I also think it becomes an even bigger problem when your company doesn't enforce the 50/50 outlined in most every shop's contract.
Example:
Worked for a shop that had a customer that developed multi-family residential properties. Despite the fact that the customer was 120+ on something like 75% of their invoices (to the tune of something like $90K or more), that shop continued to allow them to order signs with no down payment- and produced, delivered, and installed new orders.
Their answer, when I pointed it out at a sales meeting and offered the opinion that it needed to stop and wondered if they thought a bank would let them skate four months plus on the mortgage without a payment without starting foreclosure proceedings? "They're a big customer."
Uh, no- They're not.
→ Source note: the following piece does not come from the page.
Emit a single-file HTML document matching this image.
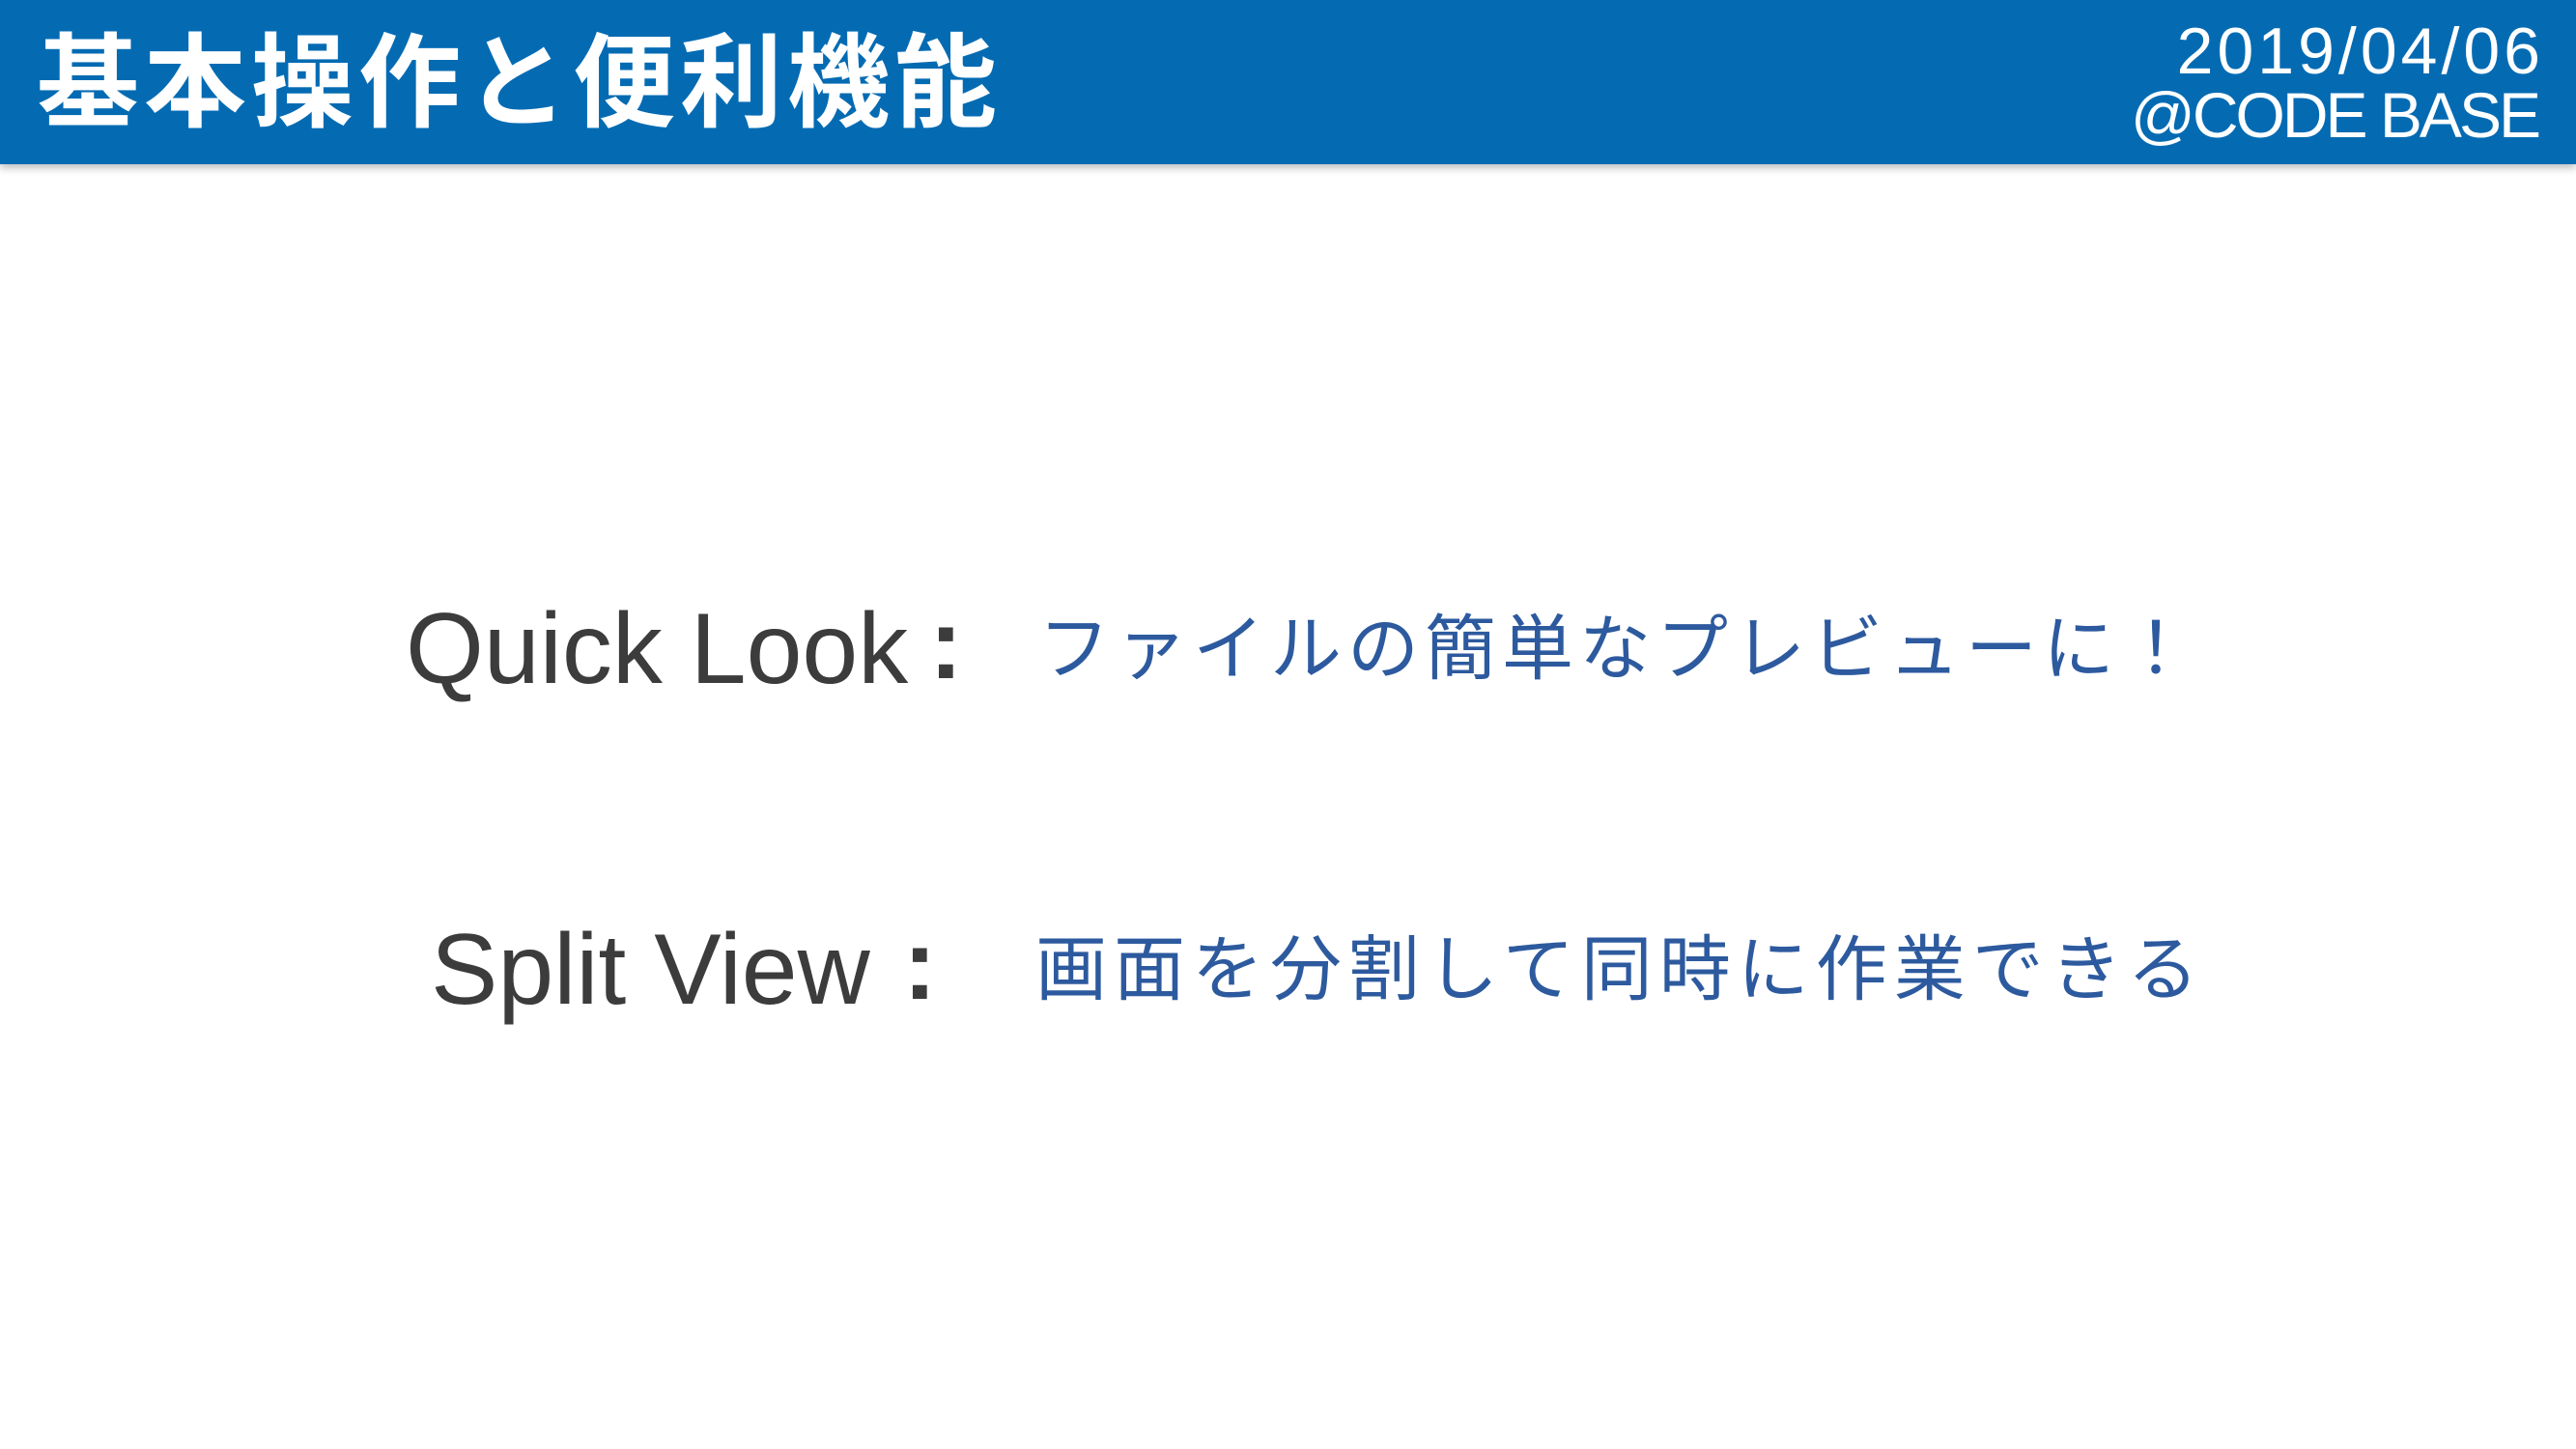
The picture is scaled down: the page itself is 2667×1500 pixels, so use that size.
<!DOCTYPE html>
<html><head><meta charset="utf-8"><style>
body{margin:0;width:2667px;height:1500px;background:#fff;position:relative;overflow:hidden;font-family:"Liberation Sans","Noto Sans CJK JP",sans-serif}
.hdr{position:absolute;left:0;top:0;width:2667px;height:170px;background:#046bb3;box-shadow:0 4px 8px rgba(0,0,0,.25)}
.t{position:absolute;left:38px;top:22px;font-size:106px;line-height:130px;color:#fff;font-weight:bold;letter-spacing:5px;white-space:nowrap}
.d{position:absolute;right:37px;color:#fff;line-height:70px;text-align:right;white-space:nowrap}
.l{position:absolute;white-space:nowrap;line-height:110px}
.e{color:#3c3c3c;font-size:104px}
.j{color:#2d5a9e;font-size:74px;letter-spacing:6px}
</style></head><body>
<div class="hdr">
<div class="t">基本操作と便利機能</div>
<div class="d" style="top:18px;font-size:68px;letter-spacing:4px;right:33px">2019/04/06</div>
<div class="d" style="top:84px;font-size:66px;letter-spacing:-3px;right:39px">@CODE BASE</div>
</div>
<div class="l e" style="left:420px;top:617px">Quick Look</div>
<div class="l e" style="left:962px;top:612px;font-weight:bold">:</div>
<div class="l j" style="left:1075px;top:617px">ファイルの簡単なプレビューに！</div>
<div class="l e" style="left:446px;top:949px">Split View</div>
<div class="l e" style="left:935px;top:944px;font-weight:bold">:</div>
<div class="l j" style="left:1072px;top:949px;letter-spacing:7px">画面を分割して同時に作業できる</div>
</body></html>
What they were/are is a drain on profit, and screwing the company by taking advantage of the fact that they're getting free products and an interest-free loan- not to mention the corrosive effect on the sign company's morale, because this same company cut out all vacation/PTO because "times are tight." (I left the company.)
At a couple of the shops where I was worked (including the one in the example above- they did a lot of stupid shit) they'd take the deposit (as agreed), do the fab work, get the sign installed, then... nothing. When I was the one who scheduled installations at the first shop where I worked, the first question I'd ask once the job was ready and the customer said "I'd like to get it installed on Tuesday" would be "okay, and would you like to pay for that with a credit card now- or will there be someone with a check for the balance of the work on site that day?" No payment, no sign (decal, print, channel letters, whatever). My installers were under instructions not to even begin work if they didn't get payment (if the job wasn't prepaid). Yes, there were a few customers that didn't have to follow this "rule"- but they were established customers who paid their bills within 10 days of the work being completed.